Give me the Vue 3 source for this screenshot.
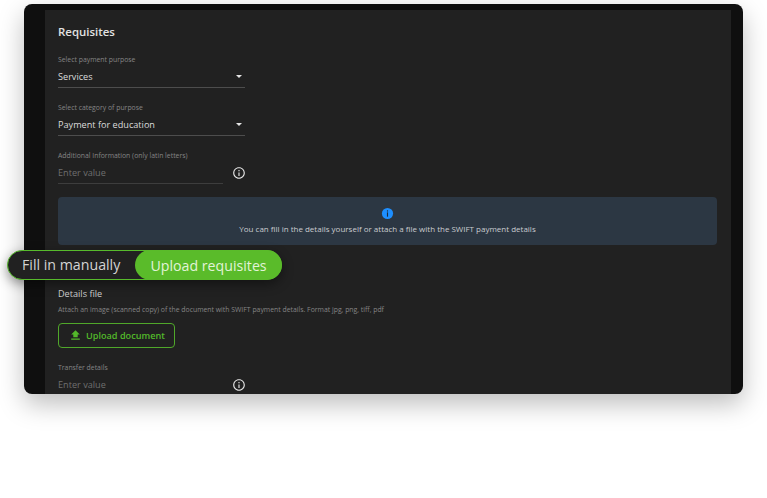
<script setup>
const infoPath = 'M11 7h2v2h-2zm0 4h2v6h-2zm1-9C6.48 2 2 6.48 2 12s4.48 10 10 10 10-4.48 10-10S17.52 2 12 2zm0 18c-4.41 0-8-3.59-8-8s3.59-8 8-8 8 3.59 8 8-3.59 8-8 8z'
</script>

<template>
  <div class="page">
    <main class="window">
      <section class="panel">
        <h1 class="title">Requisites</h1>

        <div class="field select first">
          <label class="label">Select payment purpose</label>
          <div class="control"><span class="value">Services</span><i class="caret"></i></div>
        </div>

        <div class="field select second">
          <label class="label">Select category of purpose</label>
          <div class="control"><span class="value">Payment for education</span><i class="caret"></i></div>
        </div>

        <div class="input-row third">
          <div class="field grow">
            <label class="label">Additional Information (only latin letters)</label>
            <div class="control"><span class="placeholder">Enter value</span></div>
          </div>
          <svg class="info" viewBox="0 0 24 24"><path :d="infoPath" /></svg>
        </div>

        <div class="notice">
          <svg class="notice-icon" viewBox="0 0 14 14">
            <circle cx="7" cy="7" r="6" fill="#1e8fff" />
            <rect x="6.4" y="3.6" width="1.2" height="1.3" fill="#1b2a3a" />
            <rect x="6.4" y="5.8" width="1.2" height="4.6" fill="#1b2a3a" />
          </svg>
          <p>You can fill in the details yourself or attach a file with the SWIFT payment details</p>
        </div>

        <h2 class="file-title">Details file</h2>
        <p class="hint">Attach an image (scanned copy) of the document with SWIFT payment details. Format jpg, png, tiff, pdf</p>

        <button class="upload" type="button">
          <svg viewBox="0 0 12 12"><path d="M3.6 7.9V5H1.3L6 .4 10.7 5H8.4v2.9zM1.3 9.3h9.4v1.3H1.3z" /></svg>
          <span>Upload document</span>
        </button>

        <div class="input-row fourth">
          <div class="field grow">
            <label class="label">Transfer details</label>
            <div class="control"><span class="placeholder">Enter value</span></div>
          </div>
          <svg class="info" viewBox="0 0 24 24"><path :d="infoPath" /></svg>
        </div>
      </section>
    </main>

    <div class="switch">
      <span class="opt">Fill in manually</span>
      <span class="opt active">Upload requisites</span>
    </div>
  </div>
</template>

<style>
html, body { margin: 0; background: #fff; }
</style>

<style scoped>
.page {
  position: relative;
  width: 767px;
  height: 498px;
  padding: 4px 24px 0;
  box-sizing: border-box;
  overflow: hidden;
  font-family: "Open Sans", "Noto Sans", sans-serif;
}
.window {
  width: 719px;
  height: 390px;
  background: #0f0f0f;
  border-radius: 8px;
  overflow: hidden;
  padding: 6px 12px 0 21px;
  box-sizing: border-box;
  box-shadow: 0 10px 26px rgba(0, 0, 0, 0.26);
}
.panel {
  height: 384px;
  background: #212121;
  padding: 13px 13px 0;
  box-sizing: border-box;
  overflow: hidden;
}
.title {
  margin: 0;
  font-size: 11.43px;
  line-height: 18px;
  font-weight: 600;
  color: #e2e2e2;
}
.field { display: flex; flex-direction: column; width: 187px; }
.grow { width: 165px; }
.label {
  font-size: 6.86px;
  line-height: 12px;
  color: #858585;
}
.control {
  display: flex;
  align-items: center;
  justify-content: space-between;
  height: 22px;
  padding: 0 1px 0 0;
  border-bottom: 1px solid #4d4d4d;
  box-sizing: border-box;
}
.value { font-size: 9.14px; color: #dcdcdc; }
.placeholder { font-size: 9.14px; color: #6f6f6f; }
.caret {
  width: 0;
  height: 0;
  margin-right: 2px;
  border-left: 3.5px solid transparent;
  border-right: 3.5px solid transparent;
  border-top: 3.5px solid #e6e6e6;
}
.first { margin-top: 13px; }
.second { margin-top: 14px; }
.input-row {
  display: flex;
  align-items: flex-end;
  justify-content: space-between;
  width: 188px;
}
.third { margin-top: 14px; }
.third .control { border-bottom-color: #3d3d3d; }
.info {
  width: 14px;
  height: 14px;
  fill: #e4e4e4;
  margin-bottom: 4px;
  flex: none;
}
.notice {
  margin-top: 13px;
  width: 659px;
  height: 48px;
  background: #2c3743;
  border-radius: 4px;
  display: flex;
  flex-direction: column;
  align-items: center;
  padding-top: 10px;
  box-sizing: border-box;
}
.notice-icon { width: 13px; height: 13px; flex: none; }
.notice p {
  margin: 3px 0 0;
  font-size: 8px;
  line-height: 12px;
  color: #c9ccd0;
}
.file-title {
  margin: 42px 0 0;
  font-size: 9.14px;
  line-height: 13px;
  font-weight: 400;
  color: #cfcfcf;
}
.hint {
  margin: 4px 0 0;
  font-size: 6.86px;
  line-height: 11px;
  color: #858585;
}
.upload {
  margin-top: 8px;
  width: 117px;
  height: 25px;
  padding: 0 0 0 11px;
  display: flex;
  align-items: center;
  gap: 5px;
  background: transparent;
  border: 1px solid #50a82a;
  border-radius: 4px;
  box-sizing: border-box;
  font-family: inherit;
  font-size: 9.14px;
  font-weight: 600;
  color: #53b92a;
}
.upload svg { width: 11px; height: 11px; fill: #53b92a; flex: none; }
.fourth { margin-top: 14px; }
.fourth .control { border-bottom: none; height: 21px; }
.fourth .info { margin-bottom: 3px; }
.switch {
  position: absolute;
  left: 7px;
  top: 250px;
  display: flex;
  align-items: center;
  height: 30px;
  width: 275px;
  box-sizing: border-box;
  border: 1px solid #57bb2c;
  border-radius: 15px;
  background: #212121;
  box-shadow: 0 4px 12px rgba(0, 0, 0, 0.42);
}
.opt {
  font-size: 14.2px;
  line-height: 30px;
  color: #d4d4d4;
  white-space: nowrap;
}
.opt:first-child { padding-left: 14px; width: 113px; flex: none; }
.opt.active {
  position: absolute;
  left: 127px;
  top: -1px;
  width: 147px;
  height: 30px;
  line-height: 32px;
  text-align: center;
  border-radius: 15px;
  background: #5abb2a;
  color: #e2f3d8;
}
</style>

What you have to do: Output all of the data exactly as it stands, minus any images.

Exercise answer:
Give me the Vue 3 source for this screenshot.
<script setup>
const infoPath = 'M11 7h2v2h-2zm0 4h2v6h-2zm1-9C6.48 2 2 6.48 2 12s4.48 10 10 10 10-4.48 10-10S17.52 2 12 2zm0 18c-4.41 0-8-3.59-8-8s3.59-8 8-8 8 3.59 8 8-3.59 8-8 8z'
</script>

<template>
  <div class="page">
    <main class="window">
      <section class="panel">
        <h1 class="title">Requisites</h1>

        <div class="field select first">
          <label class="label">Select payment purpose</label>
          <div class="control"><span class="value">Services</span><i class="caret"></i></div>
        </div>

        <div class="field select second">
          <label class="label">Select category of purpose</label>
          <div class="control"><span class="value">Payment for education</span><i class="caret"></i></div>
        </div>

        <div class="input-row third">
          <div class="field grow">
            <label class="label">Additional Information (only latin letters)</label>
            <div class="control"><span class="placeholder">Enter value</span></div>
          </div>
          <svg class="info" viewBox="0 0 24 24"><path :d="infoPath" /></svg>
        </div>

        <div class="notice">
          <svg class="notice-icon" viewBox="0 0 14 14">
            <circle cx="7" cy="7" r="6" fill="#1e8fff" />
            <rect x="6.4" y="3.6" width="1.2" height="1.3" fill="#1b2a3a" />
            <rect x="6.4" y="5.8" width="1.2" height="4.6" fill="#1b2a3a" />
          </svg>
          <p>You can fill in the details yourself or attach a file with the SWIFT payment details</p>
        </div>

        <h2 class="file-title">Details file</h2>
        <p class="hint">Attach an image (scanned copy) of the document with SWIFT payment details. Format jpg, png, tiff, pdf</p>

        <button class="upload" type="button">
          <svg viewBox="0 0 12 12"><path d="M3.6 7.9V5H1.3L6 .4 10.7 5H8.4v2.9zM1.3 9.3h9.4v1.3H1.3z" /></svg>
          <span>Upload document</span>
        </button>

        <div class="input-row fourth">
          <div class="field grow">
            <label class="label">Transfer details</label>
            <div class="control"><span class="placeholder">Enter value</span></div>
          </div>
          <svg class="info" viewBox="0 0 24 24"><path :d="infoPath" /></svg>
        </div>
      </section>
    </main>

    <div class="switch">
      <span class="opt">Fill in manually</span>
      <span class="opt active">Upload requisites</span>
    </div>
  </div>
</template>

<style>
html, body { margin: 0; background: #fff; }
</style>

<style scoped>
.page {
  position: relative;
  width: 767px;
  height: 498px;
  padding: 4px 24px 0;
  box-sizing: border-box;
  overflow: hidden;
  font-family: "Open Sans", "Noto Sans", sans-serif;
}
.window {
  width: 719px;
  height: 390px;
  background: #0f0f0f;
  border-radius: 8px;
  overflow: hidden;
  padding: 6px 12px 0 21px;
  box-sizing: border-box;
  box-shadow: 0 10px 26px rgba(0, 0, 0, 0.26);
}
.panel {
  height: 384px;
  background: #212121;
  padding: 13px 13px 0;
  box-sizing: border-box;
  overflow: hidden;
}
.title {
  margin: 0;
  font-size: 11.43px;
  line-height: 18px;
  font-weight: 600;
  color: #e2e2e2;
}
.field { display: flex; flex-direction: column; width: 187px; }
.grow { width: 165px; }
.label {
  font-size: 6.86px;
  line-height: 12px;
  color: #858585;
}
.control {
  display: flex;
  align-items: center;
  justify-content: space-between;
  height: 22px;
  padding: 0 1px 0 0;
  border-bottom: 1px solid #4d4d4d;
  box-sizing: border-box;
}
.value { font-size: 9.14px; color: #dcdcdc; }
.placeholder { font-size: 9.14px; color: #6f6f6f; }
.caret {
  width: 0;
  height: 0;
  margin-right: 2px;
  border-left: 3.5px solid transparent;
  border-right: 3.5px solid transparent;
  border-top: 3.5px solid #e6e6e6;
}
.first { margin-top: 13px; }
.second { margin-top: 14px; }
.input-row {
  display: flex;
  align-items: flex-end;
  justify-content: space-between;
  width: 188px;
}
.third { margin-top: 14px; }
.third .control { border-bottom-color: #3d3d3d; }
.info {
  width: 14px;
  height: 14px;
  fill: #e4e4e4;
  margin-bottom: 4px;
  flex: none;
}
.notice {
  margin-top: 13px;
  width: 659px;
  height: 48px;
  background: #2c3743;
  border-radius: 4px;
  display: flex;
  flex-direction: column;
  align-items: center;
  padding-top: 10px;
  box-sizing: border-box;
}
.notice-icon { width: 13px; height: 13px; flex: none; }
.notice p {
  margin: 3px 0 0;
  font-size: 8px;
  line-height: 12px;
  color: #c9ccd0;
}
.file-title {
  margin: 42px 0 0;
  font-size: 9.14px;
  line-height: 13px;
  font-weight: 400;
  color: #cfcfcf;
}
.hint {
  margin: 4px 0 0;
  font-size: 6.86px;
  line-height: 11px;
  color: #858585;
}
.upload {
  margin-top: 8px;
  width: 117px;
  height: 25px;
  padding: 0 0 0 11px;
  display: flex;
  align-items: center;
  gap: 5px;
  background: transparent;
  border: 1px solid #50a82a;
  border-radius: 4px;
  box-sizing: border-box;
  font-family: inherit;
  font-size: 9.14px;
  font-weight: 600;
  color: #53b92a;
}
.upload svg { width: 11px; height: 11px; fill: #53b92a; flex: none; }
.fourth { margin-top: 14px; }
.fourth .control { border-bottom: none; height: 21px; }
.fourth .info { margin-bottom: 3px; }
.switch {
  position: absolute;
  left: 7px;
  top: 250px;
  display: flex;
  align-items: center;
  height: 30px;
  width: 275px;
  box-sizing: border-box;
  border: 1px solid #57bb2c;
  border-radius: 15px;
  background: #212121;
  box-shadow: 0 4px 12px rgba(0, 0, 0, 0.42);
}
.opt {
  font-size: 14.2px;
  line-height: 30px;
  color: #d4d4d4;
  white-space: nowrap;
}
.opt:first-child { padding-left: 14px; width: 113px; flex: none; }
.opt.active {
  position: absolute;
  left: 127px;
  top: -1px;
  width: 147px;
  height: 30px;
  line-height: 32px;
  text-align: center;
  border-radius: 15px;
  background: #5abb2a;
  color: #e2f3d8;
}
</style>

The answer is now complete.